To Reviewers 2 and 3:

  1. We have corrected the spelling mistakes throughout the paper.

  2. The "while True" loop has been removed from Algorithm 1 to improve clarity.

  3. To avoid confusion, we've replaced "frame-level accuracy" with "frame-level transcription performance" throughout the paper.

To Meta Reviewer:

  1. Section 4.1.3 now includes an explanation for maintaining the full vocabulary for all decoders.

  2. We've added an explanation for consistent onset and offset decoding in Section 3.4.

  3. We've included the missing references:

  4. Kwon et al., "Polyphonic piano transcription using autoregressive multi-state note model," ISMIR 2020.
  5. Dasaem Jeong, "Real-time Automatic Piano Music Transcription System," ISMIR LBD 2020.

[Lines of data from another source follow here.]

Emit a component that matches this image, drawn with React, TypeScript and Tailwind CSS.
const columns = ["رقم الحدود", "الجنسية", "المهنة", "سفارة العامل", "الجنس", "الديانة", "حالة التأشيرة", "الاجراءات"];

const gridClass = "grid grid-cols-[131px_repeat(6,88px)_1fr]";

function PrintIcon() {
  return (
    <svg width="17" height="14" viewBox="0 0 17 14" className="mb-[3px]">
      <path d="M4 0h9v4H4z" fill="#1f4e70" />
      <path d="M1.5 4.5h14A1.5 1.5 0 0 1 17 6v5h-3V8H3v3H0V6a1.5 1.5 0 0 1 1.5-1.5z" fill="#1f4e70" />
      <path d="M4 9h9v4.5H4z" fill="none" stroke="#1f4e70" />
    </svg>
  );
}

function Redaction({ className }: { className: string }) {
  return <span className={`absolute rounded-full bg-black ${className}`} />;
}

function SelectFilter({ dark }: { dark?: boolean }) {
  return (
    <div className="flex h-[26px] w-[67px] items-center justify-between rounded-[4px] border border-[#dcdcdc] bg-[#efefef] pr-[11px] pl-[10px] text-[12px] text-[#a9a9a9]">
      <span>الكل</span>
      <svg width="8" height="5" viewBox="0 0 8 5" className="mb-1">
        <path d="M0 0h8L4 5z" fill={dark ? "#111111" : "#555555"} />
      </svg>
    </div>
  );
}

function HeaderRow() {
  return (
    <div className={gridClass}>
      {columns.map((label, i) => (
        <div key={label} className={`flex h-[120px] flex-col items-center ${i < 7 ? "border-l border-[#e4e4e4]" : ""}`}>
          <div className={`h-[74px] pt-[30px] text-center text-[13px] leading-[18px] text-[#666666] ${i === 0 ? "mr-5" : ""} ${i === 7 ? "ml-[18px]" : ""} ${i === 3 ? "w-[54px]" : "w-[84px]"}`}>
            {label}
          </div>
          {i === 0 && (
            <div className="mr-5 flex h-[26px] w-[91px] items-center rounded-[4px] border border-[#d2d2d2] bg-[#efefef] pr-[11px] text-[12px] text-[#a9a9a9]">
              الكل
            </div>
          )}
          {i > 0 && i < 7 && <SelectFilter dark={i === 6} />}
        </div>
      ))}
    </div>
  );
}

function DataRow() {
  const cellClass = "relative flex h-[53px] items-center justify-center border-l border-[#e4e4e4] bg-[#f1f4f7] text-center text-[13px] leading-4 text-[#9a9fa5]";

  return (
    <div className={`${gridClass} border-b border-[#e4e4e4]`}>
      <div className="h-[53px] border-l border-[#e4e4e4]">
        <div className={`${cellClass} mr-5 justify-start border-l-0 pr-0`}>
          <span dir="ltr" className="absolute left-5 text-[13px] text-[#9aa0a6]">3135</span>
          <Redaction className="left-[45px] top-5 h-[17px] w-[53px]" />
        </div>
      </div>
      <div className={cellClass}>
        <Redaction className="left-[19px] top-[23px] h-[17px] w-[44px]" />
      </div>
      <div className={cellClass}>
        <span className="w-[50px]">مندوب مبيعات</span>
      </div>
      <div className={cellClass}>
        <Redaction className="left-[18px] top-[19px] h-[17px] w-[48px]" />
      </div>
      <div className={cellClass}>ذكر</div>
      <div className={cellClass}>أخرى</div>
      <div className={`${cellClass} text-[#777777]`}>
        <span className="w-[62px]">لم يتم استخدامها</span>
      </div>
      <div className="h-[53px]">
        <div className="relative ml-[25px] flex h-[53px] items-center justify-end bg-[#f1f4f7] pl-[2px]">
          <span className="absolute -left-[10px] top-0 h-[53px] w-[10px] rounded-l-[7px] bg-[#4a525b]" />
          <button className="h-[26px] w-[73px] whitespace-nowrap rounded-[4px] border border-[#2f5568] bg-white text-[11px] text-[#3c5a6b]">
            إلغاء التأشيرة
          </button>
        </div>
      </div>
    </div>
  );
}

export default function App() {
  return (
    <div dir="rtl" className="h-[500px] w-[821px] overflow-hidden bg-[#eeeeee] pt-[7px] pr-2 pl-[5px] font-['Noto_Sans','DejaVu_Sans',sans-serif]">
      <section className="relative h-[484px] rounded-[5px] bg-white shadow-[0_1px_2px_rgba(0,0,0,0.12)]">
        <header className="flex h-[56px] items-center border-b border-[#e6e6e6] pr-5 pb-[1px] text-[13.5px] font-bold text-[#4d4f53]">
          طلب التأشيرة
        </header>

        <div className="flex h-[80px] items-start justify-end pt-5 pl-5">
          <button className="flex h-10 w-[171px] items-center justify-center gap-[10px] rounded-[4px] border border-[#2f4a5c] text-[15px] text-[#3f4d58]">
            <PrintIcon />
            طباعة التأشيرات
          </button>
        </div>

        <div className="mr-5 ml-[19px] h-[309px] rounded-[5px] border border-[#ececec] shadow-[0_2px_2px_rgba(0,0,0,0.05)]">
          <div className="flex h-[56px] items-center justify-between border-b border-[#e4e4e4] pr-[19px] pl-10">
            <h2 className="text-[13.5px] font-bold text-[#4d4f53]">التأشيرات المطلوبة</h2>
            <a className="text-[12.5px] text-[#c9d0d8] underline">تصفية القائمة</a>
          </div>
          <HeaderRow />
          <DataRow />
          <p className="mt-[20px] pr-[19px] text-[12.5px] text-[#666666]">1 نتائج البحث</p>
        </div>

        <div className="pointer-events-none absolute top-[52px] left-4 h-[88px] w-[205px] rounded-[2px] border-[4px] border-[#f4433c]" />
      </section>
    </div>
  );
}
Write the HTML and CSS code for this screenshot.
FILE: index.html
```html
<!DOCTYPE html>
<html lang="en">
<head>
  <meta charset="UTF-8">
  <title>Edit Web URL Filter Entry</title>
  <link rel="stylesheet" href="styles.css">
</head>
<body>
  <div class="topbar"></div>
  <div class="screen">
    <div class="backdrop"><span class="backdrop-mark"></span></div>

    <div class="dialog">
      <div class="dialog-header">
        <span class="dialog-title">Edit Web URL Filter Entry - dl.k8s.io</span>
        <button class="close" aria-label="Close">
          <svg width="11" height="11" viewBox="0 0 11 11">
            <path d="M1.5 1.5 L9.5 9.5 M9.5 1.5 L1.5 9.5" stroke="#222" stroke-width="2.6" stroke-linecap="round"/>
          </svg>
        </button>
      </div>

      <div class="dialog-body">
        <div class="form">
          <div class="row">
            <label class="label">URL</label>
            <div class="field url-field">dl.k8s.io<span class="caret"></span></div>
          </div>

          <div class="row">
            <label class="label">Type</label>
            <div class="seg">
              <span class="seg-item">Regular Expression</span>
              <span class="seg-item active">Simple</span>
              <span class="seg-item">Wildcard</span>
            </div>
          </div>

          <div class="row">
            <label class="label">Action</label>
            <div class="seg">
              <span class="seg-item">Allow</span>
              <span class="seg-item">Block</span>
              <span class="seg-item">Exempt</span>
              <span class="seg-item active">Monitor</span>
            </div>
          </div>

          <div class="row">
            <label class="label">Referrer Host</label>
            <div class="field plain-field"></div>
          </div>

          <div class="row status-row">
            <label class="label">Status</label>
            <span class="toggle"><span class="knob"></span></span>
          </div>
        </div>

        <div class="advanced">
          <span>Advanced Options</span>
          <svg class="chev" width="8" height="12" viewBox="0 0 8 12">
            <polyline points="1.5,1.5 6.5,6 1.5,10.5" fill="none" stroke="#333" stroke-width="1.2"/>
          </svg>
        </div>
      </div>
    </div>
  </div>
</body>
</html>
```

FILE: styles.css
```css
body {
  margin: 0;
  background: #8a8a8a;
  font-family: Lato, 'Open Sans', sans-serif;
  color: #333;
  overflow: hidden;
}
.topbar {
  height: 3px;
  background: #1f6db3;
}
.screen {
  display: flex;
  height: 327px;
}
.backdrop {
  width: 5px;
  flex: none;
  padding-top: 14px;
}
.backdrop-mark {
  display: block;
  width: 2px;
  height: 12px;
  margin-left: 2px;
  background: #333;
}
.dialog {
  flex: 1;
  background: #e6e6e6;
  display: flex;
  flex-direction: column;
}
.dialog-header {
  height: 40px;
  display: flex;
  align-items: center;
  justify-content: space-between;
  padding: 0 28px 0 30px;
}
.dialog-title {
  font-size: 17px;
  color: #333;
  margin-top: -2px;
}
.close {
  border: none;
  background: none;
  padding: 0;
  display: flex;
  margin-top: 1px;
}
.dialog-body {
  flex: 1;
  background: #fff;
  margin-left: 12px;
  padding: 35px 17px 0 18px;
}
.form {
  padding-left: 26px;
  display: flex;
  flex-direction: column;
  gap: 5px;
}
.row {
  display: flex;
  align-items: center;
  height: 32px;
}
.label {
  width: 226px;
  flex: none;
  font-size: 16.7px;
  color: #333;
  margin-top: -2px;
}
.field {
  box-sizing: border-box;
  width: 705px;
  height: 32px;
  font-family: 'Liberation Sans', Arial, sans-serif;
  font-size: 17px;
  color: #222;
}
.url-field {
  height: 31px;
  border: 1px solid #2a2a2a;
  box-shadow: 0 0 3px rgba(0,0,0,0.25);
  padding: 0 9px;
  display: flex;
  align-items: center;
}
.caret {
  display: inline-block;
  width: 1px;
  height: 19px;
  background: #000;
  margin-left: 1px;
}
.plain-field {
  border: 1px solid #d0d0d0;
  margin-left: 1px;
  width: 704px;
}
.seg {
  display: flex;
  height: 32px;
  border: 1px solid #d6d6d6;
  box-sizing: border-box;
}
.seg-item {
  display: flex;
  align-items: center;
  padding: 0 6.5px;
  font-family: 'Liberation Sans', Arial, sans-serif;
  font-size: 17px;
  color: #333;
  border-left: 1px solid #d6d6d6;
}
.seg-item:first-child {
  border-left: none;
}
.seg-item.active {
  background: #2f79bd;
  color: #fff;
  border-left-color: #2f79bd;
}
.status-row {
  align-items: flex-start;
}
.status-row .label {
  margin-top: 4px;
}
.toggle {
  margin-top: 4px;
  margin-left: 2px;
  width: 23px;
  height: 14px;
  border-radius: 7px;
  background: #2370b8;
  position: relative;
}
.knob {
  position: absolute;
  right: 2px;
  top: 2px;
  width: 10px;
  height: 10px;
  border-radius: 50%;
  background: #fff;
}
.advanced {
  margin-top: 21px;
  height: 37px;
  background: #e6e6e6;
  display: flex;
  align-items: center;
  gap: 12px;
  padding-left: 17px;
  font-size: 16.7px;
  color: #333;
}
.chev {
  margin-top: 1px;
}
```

  6. We acknowledge that Automatic Music Transcription (AMT) and Automatic Speech Recognition (ASR) face different challenges.

To All Reviewers:

Due to limited research resources, we did not conduct more extensive model analysis. As noted in our conclusion, we recognize that decoding every frame may lead to unnecessary computations. We plan to address these issues and improve our model in future work and open-source our model in the future.